La melancolía de los leones
Alfonso López Corral
México, Universidad Autónoma de Nuevo León, 2024, 132 pp.
En plena balacera, el narrador acota: “Los tiros sonaban sin un patrón aparente, como si quisieran sacar su propio ritmo y armar un compás…” Esta línea atrapada dentro de la novela La melancolía de los leones es la que mejor define al libro en sí. ¿Cómo le hace Alfonso López Corral (Navojoa, 1979) para enlazar toda la violencia, dolor, miedo e injusticias cotidianas del norte del país en un libro tan abiertamente jocoso y fuera de serie? Arma con la violencia de los disparos una tonadita que nos pone a bailar a su ritmo. No es una cadencia alegre, mas bien como cuando en los viejos westerns el malo disparaba en el suelo cerca de las piernas del héroe diciéndole: baila, baila… humillándolo.
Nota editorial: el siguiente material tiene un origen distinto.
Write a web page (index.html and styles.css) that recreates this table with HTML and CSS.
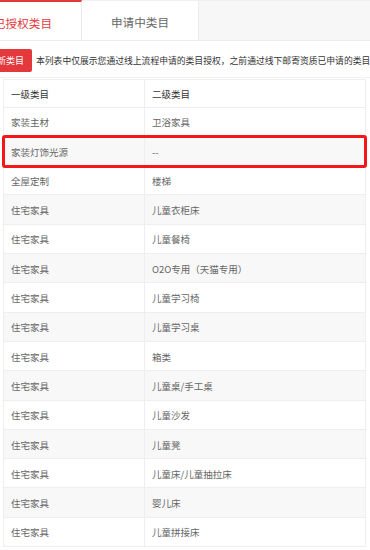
FILE: index.html
```html
<!DOCTYPE html>
<html lang="zh">
<head>
<meta charset="utf-8">
<link rel="stylesheet" href="styles.css">
</head>
<body>
<div class="tabs">
  <div class="tab active">已授权类目</div>
  <div class="tab">申请中类目</div>
</div>
<div class="toolbar">
  <div class="btn">新类目</div>
  <div class="notice">本列表中仅展示您通过线上流程申请的类目授权，之前通过线下邮寄资质已申请的类目</div>
</div>
<div class="grid">
  <div class="row head"><div class="c1">一级类目</div><div class="c2">二级类目</div></div>
  <div class="row"><div class="c1">家装主材</div><div class="c2">卫浴家具</div></div>
  <div class="row alt mark"><div class="c1">家装灯饰光源</div><div class="c2">--</div></div>
  <div class="row"><div class="c1">全屋定制</div><div class="c2">楼梯</div></div>
  <div class="row alt"><div class="c1">住宅家具</div><div class="c2">儿童衣柜床</div></div>
  <div class="row"><div class="c1">住宅家具</div><div class="c2">儿童餐椅</div></div>
  <div class="row alt"><div class="c1">住宅家具</div><div class="c2">O2O专用（天猫专用）</div></div>
  <div class="row"><div class="c1">住宅家具</div><div class="c2">儿童学习椅</div></div>
  <div class="row alt"><div class="c1">住宅家具</div><div class="c2">儿童学习桌</div></div>
  <div class="row"><div class="c1">住宅家具</div><div class="c2">箱类</div></div>
  <div class="row alt"><div class="c1">住宅家具</div><div class="c2">儿童桌/手工桌</div></div>
  <div class="row"><div class="c1">住宅家具</div><div class="c2">儿童沙发</div></div>
  <div class="row alt"><div class="c1">住宅家具</div><div class="c2">儿童凳</div></div>
  <div class="row"><div class="c1">住宅家具</div><div class="c2">儿童床/儿童抽拉床</div></div>
  <div class="row alt"><div class="c1">住宅家具</div><div class="c2">婴儿床</div></div>
  <div class="row"><div class="c1">住宅家具</div><div class="c2">儿童拼接床</div></div>
</div>
</body>
</html>
```

FILE: styles.css
```css
html, body {
  margin: 0;
  padding: 0;
  background: #fff;
}
body {
  width: 370px;
  height: 550px;
  overflow: hidden;
  font-family: "Noto Sans CJK SC", "Noto Sans", sans-serif;
}
.tabs {
  display: flex;
  height: 41px;
  box-sizing: border-box;
  background: #f7f7f7;
  border-top: 1px solid #f0f0f0;
  border-bottom: 1px solid #ececec;
}
.tab {
  flex: 0 0 117px;
  box-sizing: border-box;
  display: flex;
  align-items: center;
  justify-content: center;
  padding-top: 3px;
  background: #fff;
  border-right: 1px solid #ececec;
  font-size: 11.6px;
  color: #666;
}
.tab.active {
  margin-left: -35px;
  margin-top: -1px;
  border-top: 2px solid #e4393c;
  color: #e4393c;
}
.toolbar {
  display: flex;
  align-items: center;
  gap: 4px;
  height: 37px;
  box-sizing: border-box;
  border-bottom: 1px solid #f0f0f0;
  white-space: nowrap;
  padding-top: 2px;
}
.btn {
  flex: none;
  height: 23px;
  display: flex;
  align-items: center;
  margin-left: -3px;
  padding: 0 8px 0 0;
  background: #e3383c;
  border-radius: 2px;
  color: #fff;
  font-size: 9px;
}
.notice {
  font-size: 8.8px;
  color: #333;
}
.grid {
  margin: 1px 4px 0 3px;
  border-left: 1px solid #eee;
  border-right: 1px solid #eee;
}
.row {
  display: flex;
  height: 29.3px;
  box-sizing: border-box;
  border-bottom: 1px solid #eee;
  align-items: stretch;
  font-size: 9.5px;
  color: #666;
  background: #fff;
}
.row.head {
  height: 28.6px;
  border-top: 1px solid #eee;
  color: #333;
}
.row.alt {
  background: #f8f8f8;
}
.c1, .c2 {
  display: flex;
  align-items: center;
  box-sizing: border-box;
  padding-top: 1px;
}
.c1 {
  flex: 0 0 141px;
  padding-left: 7px;
  border-right: 1px solid #eee;
}
.c2 {
  flex: 1;
  padding-left: 7px;
}
.row.mark {
  position: relative;
}
.row.mark::after {
  content: "";
  position: absolute;
  top: -2px;
  left: -2px;
  right: -2px;
  bottom: -3px;
  border: 3px solid #f5161b;
  border-radius: 3px;
}
```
Así nos trae el narco a todo el país, bailando. Y López Corral lo sabe. Agarra la guitarra y se pone como un musiquito del talón a contarnos esta historia de mesa en mesa. Es así: los sicarios se ponen chuscamente en huelga, esto provoca que un par de leones —mascotas del mero mero patrón— dejen de comer cristianos. Por lo tanto, mandan a llamar a un veterinario que, sin vela aparente en el entierro, termina involucrado en curar a los deprimidos felinos. Adentro de la jaula se encuentra con un hombre que, debido a que no fue devorado vivo, siente el llamado de una fuerza superior. Profeta dentro de la jaula, conocemos su historia de atrás para adelante. El resto de los personajes lo que quieren es salir huyendo. Todos huyen o quieren huir en estas páginas… nomás que no hay hacia dónde moverse; verdad de dios. Nadie va a misa porque hace mucho calor, las balaceras hacen que nadie salga de casa. En estas contradicciones, López Corral encuentra pasto saludable donde hacer crecer la planta de su narrativa. “Hasta para tirarte un pedo te pones a parir”, le dice un personaje a otro. Queda claro que esta complicación no es voluntaria; que la vida duele, pesa, se sufre más, se habla distinto, duele echarse un gas; se pena diferente en estas tierras azotadas por el sol y por el crimen organizado.
¡Alguien sí huye!
En esto no hay spoiler, sino la clara idea de que, para López Corral, aun quedan esperanzas y es mejor que el balazo perdido nos agarre riendo y cotorreando.
Me encanta la literatura de Alfonso López Corral porque, precisamente, hasta para tirarse un pedo se pone a parir. Todo aquí cuenta y canta, es exacto y preciso. Da a luz nuevas formas de ver. La novela resuelve siendo un coro de voces que odian su circunstancia. Beodos asustados, pero entrándole al pisto. El Elegido de la jaula de los leones inventando una filosofía personal, nuestro veterinario con una ética indestructible metiéndose cada vez más en problemas, El Patrón y su intervención breve pero inolvidable, los sicarios hablándose en un idioma propio (similar al de los raterillos de Los Miserables), una mujer que debe dinero en el mercado y el hombre jarioso que le fía, gente siendo torturada y gente que tortura. Todas estas voces se unen como balazos que quieren ser canción. Lo logran. Y es una canción melancólica que pone triste hasta al Rey de la Selva. “Todos esos, sicarios y malandros no son más que bestias enfermas, fieras degeneradas que perdieron su lugar en la cadena alimenticia y prefieren clavarse la dentellada entre ellos… un león enfermo nada más se retiraría a esperar la muerte, sin emponzoñar el destino de nadie”.